Comment 8 Uwe Hermann 2019-11-20 00:28:15 CET
This should be fixed now in e2768fbcdeba97d10c2beaea709412e6fb8b047d, thanks!

The root cause were multiple memory leaks in libsigrokdecode. From my testing, these changes drastically improve the behavior on both Windows and Linux (and probably other OSes). There might be additional (smaller) leaks in all libs and frontends, but those are not directly related to this specific issue, and we'll probably do some more systematic leak testing + fixing at some point in the future anyway.
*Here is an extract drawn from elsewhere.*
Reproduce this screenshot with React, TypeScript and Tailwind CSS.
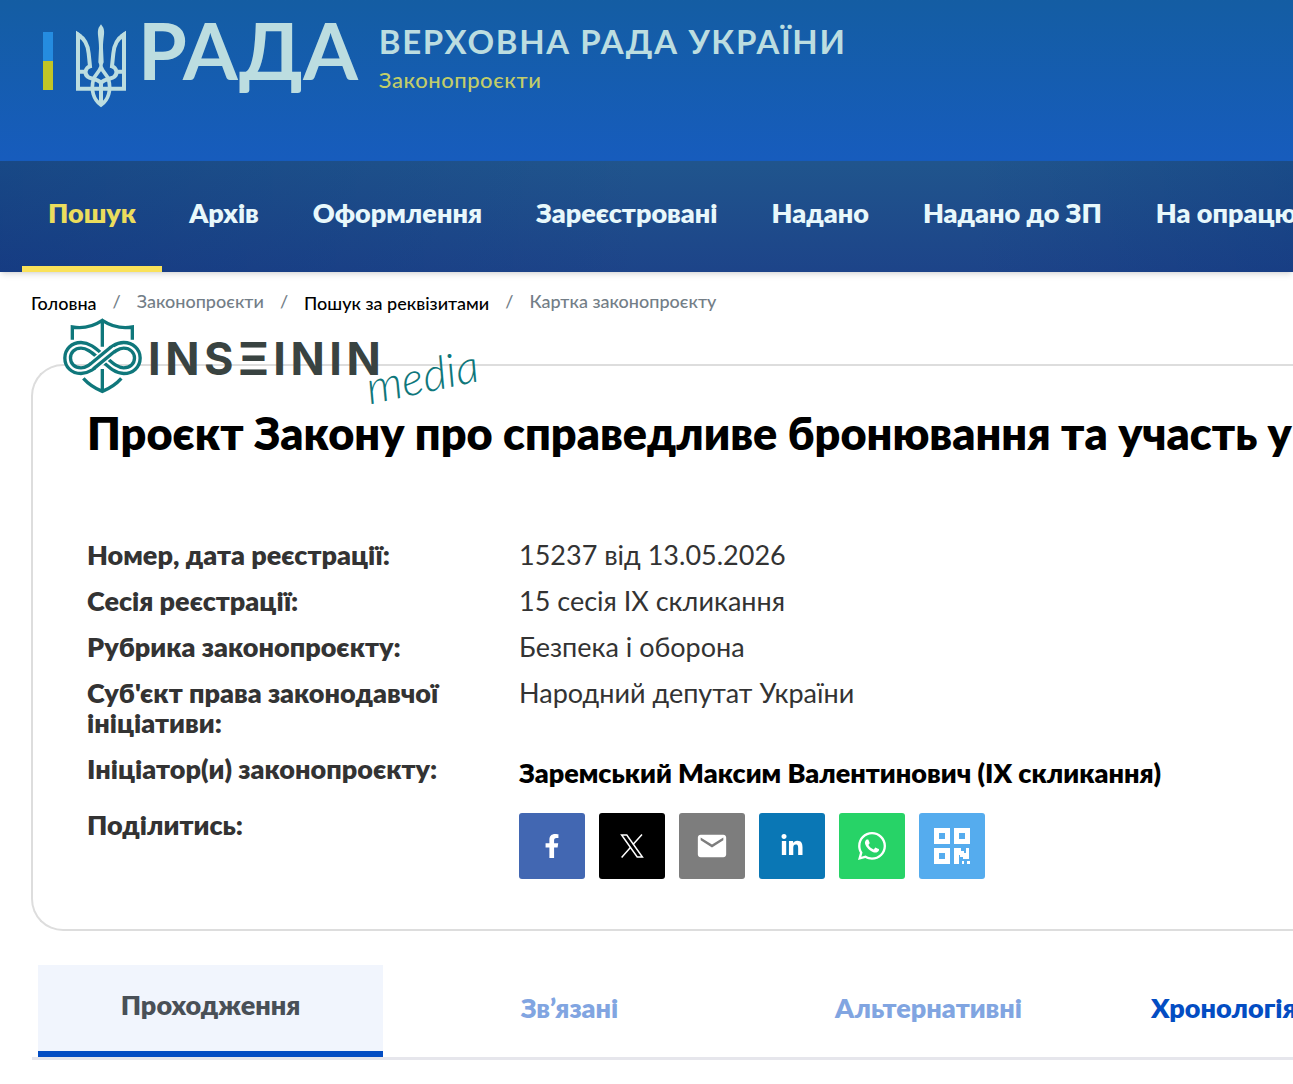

I'm considering this specific bug fixed for the time being, though, hence the closing.

Some random stats from Windows (PulseView 64bit on 64bit Windows 10, spi/mx25l1605d/mx25l1605d_read.sr from sigrok-dumps with SPI decoder, 10 times clicking on Run in PV, Windows task manger "Memory, private working set" field):

Before the fixes:
206052K
273196K
340088K
378552K
457428K
524536K
591092K
658000K
724568K
791480K

After the fixes:
140724K
140848K
140540K
140608K
140800K
140872K
140960K
141168K
141072K
141136K

Other tools, like VMMap on Windows, ps/top/smem on Linux etc. show similar results.

As you can see, the absolute numbers of used memory are now lower, and the numbers after each consecutive click on "Run" in PulseView are now staying more or less "stable".

The numbers are different on Linux, but it's also clearly noticeable that they no longer increase as drastically per run as they did before.
Comment 9 gabse 2019-11-21 20:50:45 CET
I tested it, and it seems to work now.
Thank you a lot. The bug can be closed.